Maybe we'll get some awesome FOSS tech out of its ashes?

louiereederson|2 months ago

i think the most important part of google vs openai is slowing usage of consumer LLMs. people focus on gemini's growth, but overall LLM MAUs and time spent is stabilizing. in aggregate it looks like a complete s-curve. you can kind of see it in the table in the link below but more obvious when you have the sensortower data for both MAUs and time spent.

the reason this matters is slowing velocity raises the risk of featurization, which undermines LLMs as a category in consumer. cost efficiency of the flash models reinforces this as google can embed LLM functionality into search (noting search-like is probably 50% of chatgpt usage per their july user study). i think model capability was saturated for the average consumer use case months ago, if not longer, so distribution is really what matters, and search dwarfs LLMs in this respect.

https://techcrunch.com/2025/12/05/chatgpts-user-growth-has-s...

aswegs8|2 months ago

Not sure why they just not replicate the workflow that nano banana pro uses. It lets the thinking model generate a detailed description and then renders that image. When I use ChatGPT thinking model and render an image I also get pretty good results. It's not as creative or flexible as nano banana pro, but it produces really useful results.

random9749832|2 months ago

This is obviously trained on Pro 3 outputs for benchmaxxing.

CuriouslyC|2 months ago

Not trained on pro, distilled from it.

NitpickLawyer|2 months ago

> for benchmaxxing.

Out of all the big4 labs, google is the last I'd suspect of benchmaxxing. Their models have generally underbenched and overdelivered in real world tasks, for me, ever since 2.5 pro came out.

encroach|2 months ago

OAI's latest image model outperforms Google's in LMArena in both image generation and image editing.

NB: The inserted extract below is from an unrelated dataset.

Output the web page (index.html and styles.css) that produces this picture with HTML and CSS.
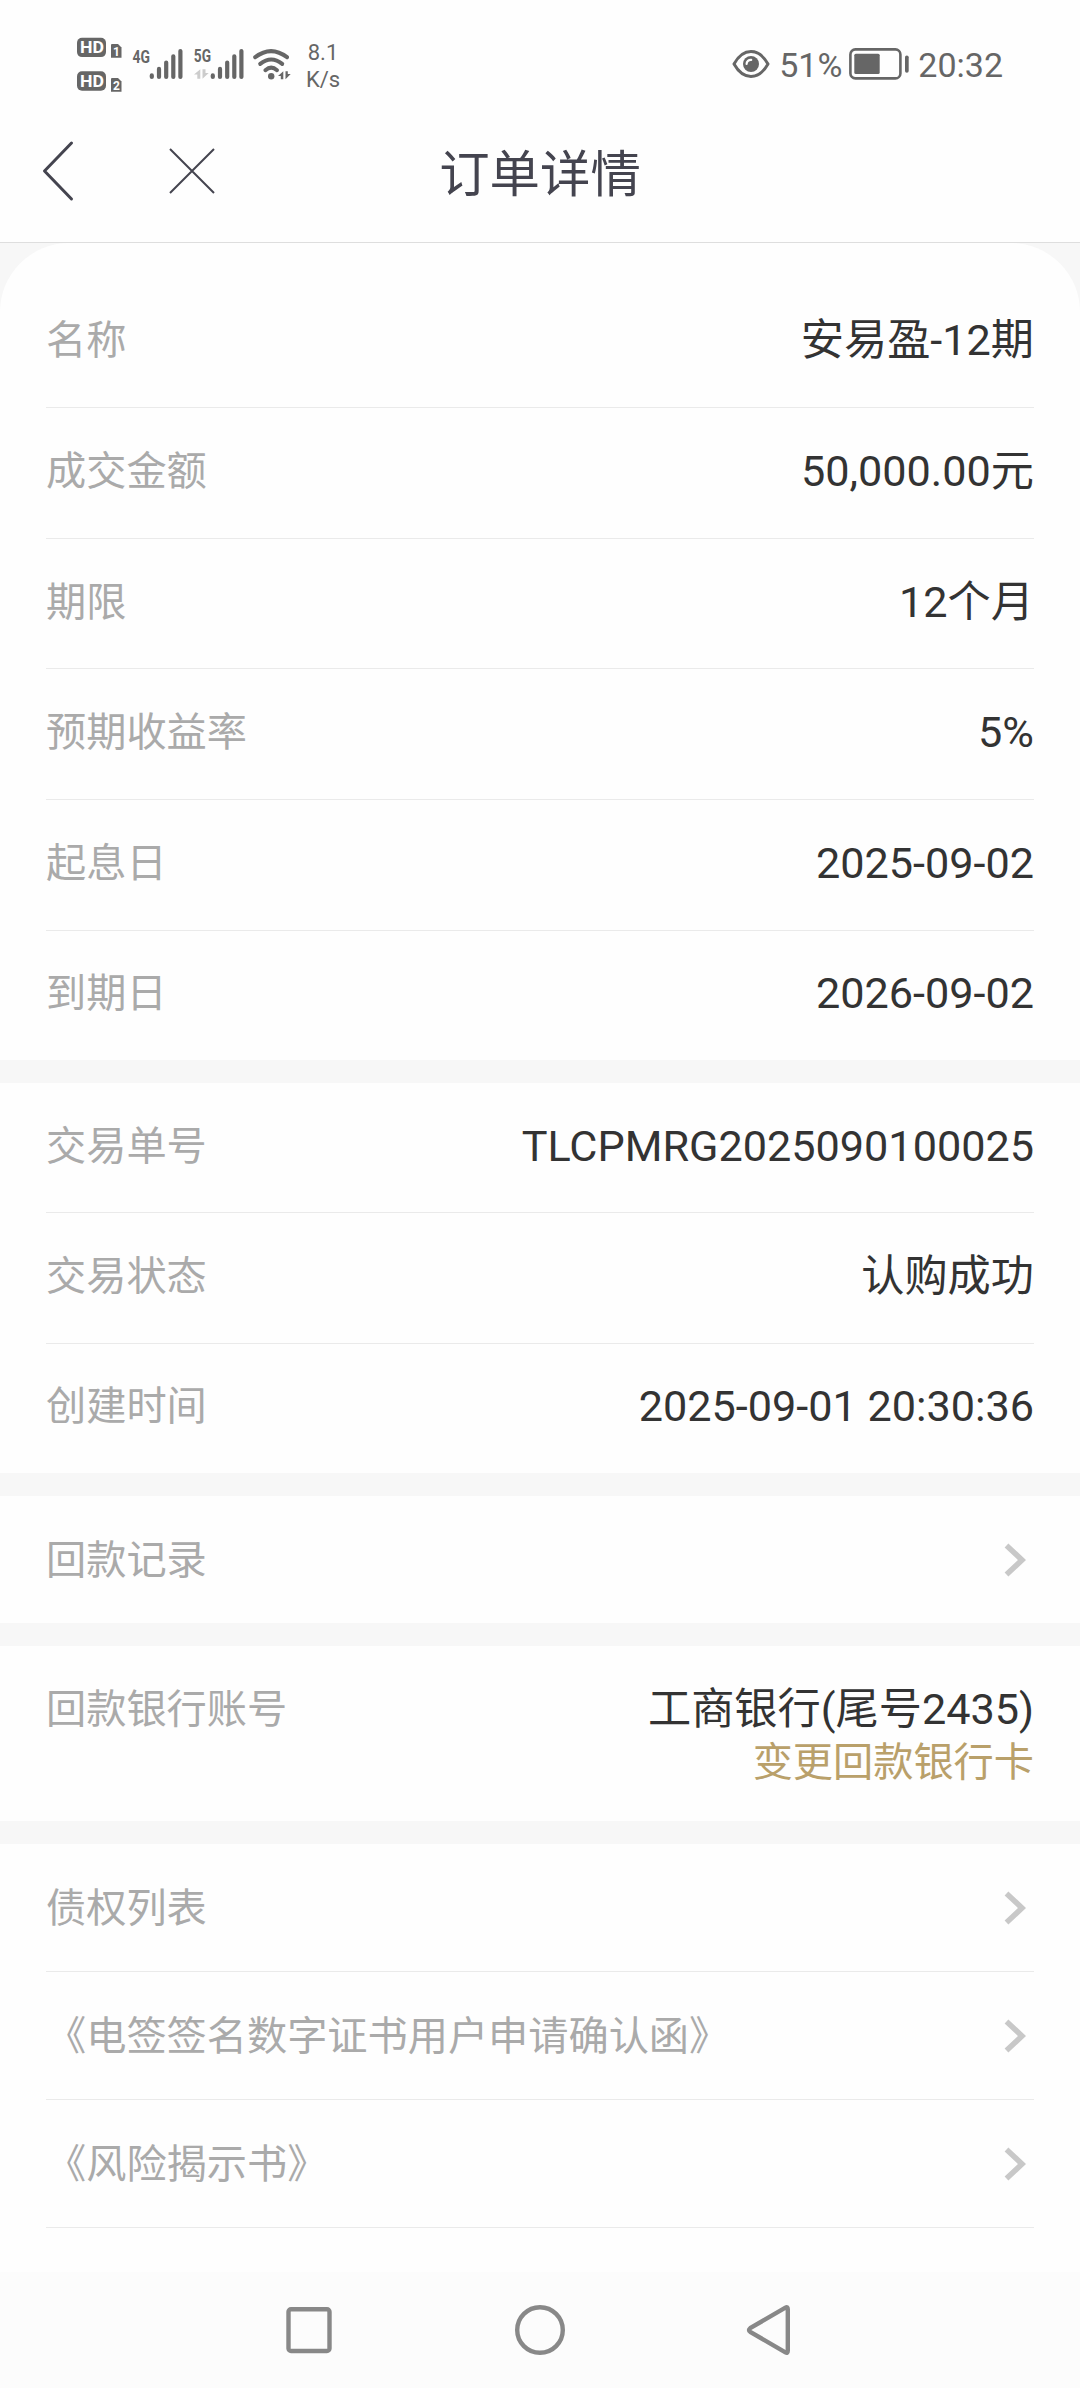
FILE: index.html
```html
<!DOCTYPE html>
<html lang="zh-CN">
<head>
<meta charset="utf-8">
<title>订单详情</title>
<link rel="stylesheet" href="styles.css">
</head>
<body>
<div class="statusbar">
  <svg class="status-icons" width="220" height="64" viewBox="74 33 220 64">
    <g fill="#666">
      <rect x="77" y="37.7" width="29" height="19.4" rx="5"/>
      <rect x="77" y="71.3" width="29" height="19.4" rx="5"/>
      <path d="M112 44h6l3.5 3.5v10.2H111V45a1 1 0 0 1 1-1z"/>
      <path d="M112 78h6l3.5 3.5v10.2H111V79a1 1 0 0 1 1-1z"/>
    </g>
    <g class="badge-text">
      <text x="80" y="53.4" font-size="16.5" textLength="24" lengthAdjust="spacingAndGlyphs">HD</text>
      <text x="80" y="87" font-size="16.5" textLength="24" lengthAdjust="spacingAndGlyphs">HD</text>
      <text x="113" y="55.8" font-size="12">1</text>
      <text x="113" y="89.8" font-size="12">2</text>
    </g>
    <g class="net-text">
      <text x="132.5" y="62.7" textLength="17.4" lengthAdjust="spacingAndGlyphs">4G</text>
      <text x="193.8" y="62.4" textLength="17.2" lengthAdjust="spacingAndGlyphs">5G</text>
    </g>
    <g stroke="#666" stroke-width="4.2" stroke-linecap="round" fill="none">
      <path d="M151.8 75.4V77M159 68.9V77M166.2 62.6V77M173.3 56.3V77M180.4 51V77"/>
      <path d="M212.8 75.4V77M220 68.9V77M227.2 62.6V77M234.3 56.3V77M241.4 51V77"/>
    </g>
    <path fill="#ccc" d="M200.3 69.3v9.4h-3v-4.2H194zM202.5 69.3h3v3.6h3.2l-6.2 5.8z"/>
    <g fill="none" stroke="#666" stroke-width="4" stroke-linecap="round">
      <path d="M255.2 57.2Q271 45 287 57.2"/>
      <path d="M260.2 63.9Q271.2 55 282.2 63.9"/>
      <path d="M265.4 70.2Q271.2 65.2 277 70.2"/>
    </g>
    <circle cx="271.2" cy="76.2" r="3.2" fill="#666"/>
    <path fill="#666" d="M283.3 71.3v8h-2.5v-3.4H278zM285.5 71.3h2.3v2.6h2.9l-5.2 5.4z"/>
  </svg>
  <div class="speed"><span>8.1</span><span>K/s</span></div>
  <div class="status-right">
    <svg width="38" height="30" viewBox="0 0 38 30">
      <path d="M2 15Q9 2.6 19 2.6T36 15Q29 27.4 19 27.4T2 15z" fill="none" stroke="#666" stroke-width="3" stroke-linejoin="round"/>
      <circle cx="19" cy="15" r="8" fill="#666"/>
      <path d="M14.6 15a4.2 4.2 0 0 1 4.6-4.2" fill="none" stroke="#fefefe" stroke-width="2.2" stroke-linecap="round"/>
    </svg>
    <span class="percent">51%</span>
    <svg class="battery" width="60" height="32" viewBox="0 0 60 32">
      <rect x="1.4" y="1.4" width="50" height="29" rx="5" fill="none" stroke="#666" stroke-width="2.6"/>
      <rect x="5.3" y="5.7" width="25.4" height="20.4" rx="1.5" fill="#666"/>
      <rect x="56" y="7.5" width="3.7" height="17.2" rx="1.8" fill="#666"/>
    </svg>
    <span class="clock">20:32</span>
  </div>
</div>

<header class="titlebar">
  <svg class="back" width="34" height="62" viewBox="0 0 34 62"><path d="M29.500 3 2.500 31l27 28" fill="none" stroke="#44444f" stroke-width="3" stroke-linecap="round" stroke-linejoin="round"/></svg>
  <svg class="close" width="46" height="46" viewBox="0 0 46 46"><path d="M1 1l44 44M45 1 1 45" fill="none" stroke="#44444f" stroke-width="2"/></svg>
  <h1 class="title">订单详情</h1>
</header>

<main class="content">
  <section class="card card-order">
    <div class="row"><span class="label">名称</span><span class="value">安易盈-12期</span></div>
    <div class="row"><span class="label">成交金额</span><span class="value">50,000.00元</span></div>
    <div class="row"><span class="label">期限</span><span class="value">12个月</span></div>
    <div class="row"><span class="label">预期收益率</span><span class="value">5%</span></div>
    <div class="row"><span class="label">起息日</span><span class="value">2025-09-02</span></div>
    <div class="row"><span class="label">到期日</span><span class="value">2026-09-02</span></div>
  </section>
  <section class="card card-trade">
    <div class="row"><span class="label">交易单号</span><span class="value">TLCPMRG2025090100025</span></div>
    <div class="row"><span class="label">交易状态</span><span class="value">认购成功</span></div>
    <div class="row"><span class="label">创建时间</span><span class="value">2025-09-01 20:30:36</span></div>
  </section>
  <section class="card card-records">
    <a class="row link"><span class="label">回款记录</span><svg class="chevron" viewBox="0 0 22 34"><path d="M2.5 2.5 18 17 2.5 31.5"/></svg></a>
  </section>
  <section class="card card-bank">
    <span class="label">回款银行账号</span>
    <div class="bank"><span class="value">工商银行(尾号2435)</span><a class="change">变更回款银行卡</a></div>
  </section>
  <section class="card card-docs">
    <a class="row link"><span class="label">债权列表</span><svg class="chevron" viewBox="0 0 22 34"><path d="M2.5 2.5 18 17 2.5 31.5"/></svg></a>
    <a class="row link"><span class="label">《电签签名数字证书用户申请确认函》</span><svg class="chevron" viewBox="0 0 22 34"><path d="M2.5 2.5 18 17 2.5 31.5"/></svg></a>
    <a class="row link"><span class="label">《风险揭示书》</span><svg class="chevron" viewBox="0 0 22 34"><path d="M2.5 2.5 18 17 2.5 31.5"/></svg></a>
  </section>
</main>

<nav class="navbar">
  <svg width="52" height="52" viewBox="0 0 52 52"><rect x="4.5" y="5.2" width="41" height="41.8" rx="2.5"/></svg>
  <svg width="52" height="52" viewBox="0 0 52 52"><circle cx="26" cy="26" r="22.8"/></svg>
  <svg width="52" height="52" viewBox="0 0 52 52"><path d="M41.4 3.600q2.400-1.200 2.400 1.600v41.600q0 2.800-2.400 1.600L6.200 27.800q-2.400-1.800 0-3.600z"/></svg>
</nav>
</body>
</html>
```
FILE: styles.css
```css
* { box-sizing: border-box; }

body {
  margin: 0;
  width: 1080px;
  height: 2388px;
  display: flex;
  flex-direction: column;
  overflow: hidden;
  background: #fefefe;
  color: #333;
  font-family: Roboto, "Noto Sans CJK SC", sans-serif;
}

svg { display: block; flex: none; }

/* Status bar */
.statusbar {
  height: 110px;
  flex: none;
  display: flex;
  align-items: flex-start;
  padding: 33px 77px 0 74px;
  color: #666;
}
.badge-text { fill: #fefefe; font-family: Roboto, sans-serif; font-weight: 700; }
.net-text { fill: #666; font-family: Roboto, sans-serif; font-weight: 700; font-size: 18.8px; }
.speed {
  width: 58px;
  margin-top: 6px;
  display: flex;
  flex-direction: column;
  align-items: center;
  font-size: 22px;
  line-height: 27px;
}
.status-right {
  height: 62px;
  margin-left: auto;
  display: flex;
  align-items: center;
  font-size: 34px;
  line-height: 40px;
}
.percent { margin-left: 9px; padding-top: 2px; }
.battery { margin-left: 6.5px; }
.clock { margin-left: 9.5px; padding-top: 2px; }

/* Title bar */
.titlebar {
  height: 133px;
  flex: none;
  display: grid;
  grid-template-columns: 127px 222px 298px;
  align-items: start;
  padding: 30px 0 0 42px;
  border-bottom: 1px solid #dedede;
}
.close { margin-top: 8px; }
.title {
  margin: 2px 0 0;
  text-align: center;
  color: #44444f;
  font-size: 50.4px;
  font-weight: 400;
  line-height: 66px;
}

/* Cards */
.content {
  flex: 1;
  display: flex;
  flex-direction: column;
  gap: 23px;
  background: #f7f7f7;
}
.card {
  flex: none;
  display: flex;
  flex-direction: column;
  padding: 0 46px;
  background: #fefefe;
}
.row {
  height: 130.6px;
  flex: none;
  display: flex;
  align-items: center;
  justify-content: space-between;
  padding-bottom: 2px;
  border-bottom: 1px solid #eaeaea;
}
.row:last-child { flex: 1; height: auto; border-bottom: 0; }
.link { padding-bottom: 0; }
.link .label { padding-top: 2px; }
.label { color: #aaa; font-size: 40.2px; line-height: 56px; }
.value { color: #333; font-size: 43.2px; line-height: 56px; }
.card-order { height: 817px; padding-top: 34.6px; border-radius: 69px 69px 0 0; }
.card-trade { height: 390px; }
.card-trade .row { height: 130.4px; }
.card-records { height: 127px; }
.card-bank { height: 175px; flex-direction: row; justify-content: space-between; padding-top: 36px; }
.bank { display: flex; flex-direction: column; align-items: flex-end; }
.change { color: #b9a06a; font-size: 40.2px; line-height: 49px; }
.card-docs { flex: 1; }
.card-docs .row, .card-docs .row:last-child { height: 128px; flex: none; border-bottom: 1px solid #eaeaea; }
.chevron { width: 22px; height: 34px; margin-right: 8px; }
.chevron path { fill: none; stroke: #c8c8c8; stroke-width: 5.5; }

/* System navigation */
.navbar {
  height: 116px;
  flex: none;
  display: flex;
  justify-content: center;
  align-items: center;
  gap: 178px;
  background: #fcfcfc;
}
.navbar path, .navbar rect, .navbar circle { fill: none; stroke: #888; stroke-width: 4.4; }
```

So even though some people may prefer nano banana pro in their own anecdotal tests, the average person prefers GPT image 1.5 in blind evaluations.

https://lmarena.ai/leaderboard/text-to-image

https://lmarena.ai/leaderboard/image-edit

Obertr|2 months ago

Add This to Gemini distribution which is being adcertised by Google in all of their products, and average Joe will pick the sneakers at the shelf near the checkout rather than healthier option in the back

nightski|2 months ago

Google has incredible tech. The problem is and always has been their products. Not only are they generally designed to be anti-consumer, but they go out of their way to make it as hard as possible. The debacle with Antigravity exfiltrating data is just one of countless.

novok|2 months ago

The Antigravity case feels like a pure bug and them rushing to market. They had a bunch of other bugs showing that. That is not anti-consumer or making it difficult.